High-quality red wine grapes require very well-drained soils with meager fertility. In the Piedmont, these sites are most commonly found on steep hillsides. Such parcels are expensive and difficult to plant and to manage. Steep, rocky slopes require more labor and specialized equipment. They can be dangerous for tractor drivers. If a grower doesn’t believe that planting them will result in a vastly superior wine, then he or she will opt to head for the more convenient fertile valley.

Site selection used to involve the Hail Mary approach. With fingers crossed, vines were planted on land that had been acquired for another purpose. This sometimes resulted in decent white wines, but rarely good reds.

Even within a small parcel of land there exists a mosaic of soils, textures, slopes, and aspects that can be welcoming or contrary to a given grape variety. The frustration, not to mention the financial burden, of getting it wrong initially can humble the best of us.

When planting a new parcel, I now depend on my 27 years of successes and
mistakes growing grapes at Hardscrabble. My original one-acre planting of Cabernet Sauvignon was placed on three different soils. After about a dozen years I started seeing a trend: The clay soils produced thin, hard, second-tier wines, but the vines on steep slopes with meager soils always made richer, more balanced, complex wines.

Progressive growers no longer need to wait that long. They have access to soil scientists who can dig soil pits to look at soil profiles. This information guides a new grower to make more intelligent planting decisions. Informed site selection is the key to the bright future of Piedmont’s emerging leap in quality.

Caring for the Vines

So what do we winegrowers do all summer? The term “canopy management” best defines the difference between a winegrower and a grape grower. A grape grower is a traditional farmer whose goal is to cut costs and increase yields. This
American business concept is taken for granted by production agriculture. High end viticulture contradicts this concept, as the meticulous and expensive handwork required in the vines usually results in less yield. The goal is not high yields but concentration of grape, and therefore wine, flavors.

Great wines are produced in the vineyard by two methods. The first is to grow grapes on a centuries-old proven site where the work of our ancestors provided us with a grape variety, soil, and climate relationship that works simply and effortlessly. To see this in action one must travel to Burgundy, Barolo, Hermitage, or Medoc. The mid-Atlantic Piedmont is too virgin for this to be an option at this time.

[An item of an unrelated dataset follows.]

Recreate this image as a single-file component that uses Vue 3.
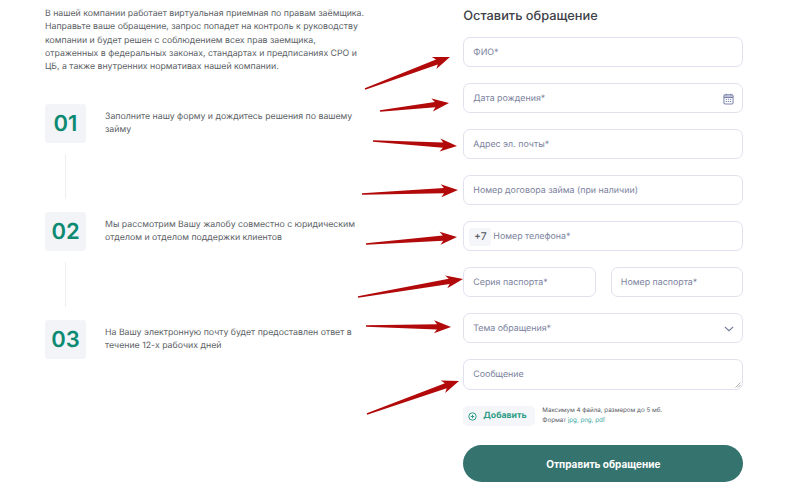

We neophytes can embrace the second option—the “blood, sweat, and tears” required to handwork the vines into a balance that emulates the vines of the great terroirs of Europe. Amazingly it can work, but it requires a fanatical commitment of time, money, and labor. Shoot thinning and positioning, leaf pulling, hedging, lateral removal, bunch thinning, and green
harvest demand hundreds of labor hours per acre. None of this has to be done to grow grapes. But it has to be done to grow great wine grapes in our region.

Deciding when to harvest is usually confounding for new winegrowers. It is easiest and most convenient to let numbers make the decision. When the percentage of sugar, acid, and pH intersect at the right point, it is time. This formula can sometimes work for white grapes, but the foundation of red wine grape quality is based on tannin maturity, which can only be measured by the human palate. It takes time and work to train one’s palate— time because we only get one chance a year and work that involves regularly and objectively tasting benchmark red wines.


Virginia wine marketers are obsessed with declaring the one grape variety that we can hang our hats on. This is unfortunate and in fact detrimental to producing our best red wine. There are four best red grapes that, in most cases, should be blended: Cabernet Sauvignon, Merlot, Cabernet Franc, and Petit Verdot have proven themselves. Each requires slightly different soils and microclimates to show its best stuff. Each one also needs one or more of the others to make the most balanced and complex wine.

The “next generation” of which I write is not afraid of abandoning the marketing convenience of varietal labeling in order to put a superior wine in the bottle. They have been thinking outside the box from site selection to vine management, so this is only a natural progression.
All of the above is expensive. It couldn’t have been done 30 years ago because consumers would not have been willing to pay the money for the elevated quality of the wines. Ultimately, the success of this next generation will depend on customers’ support and willingness to explore the wines grown in their backyard.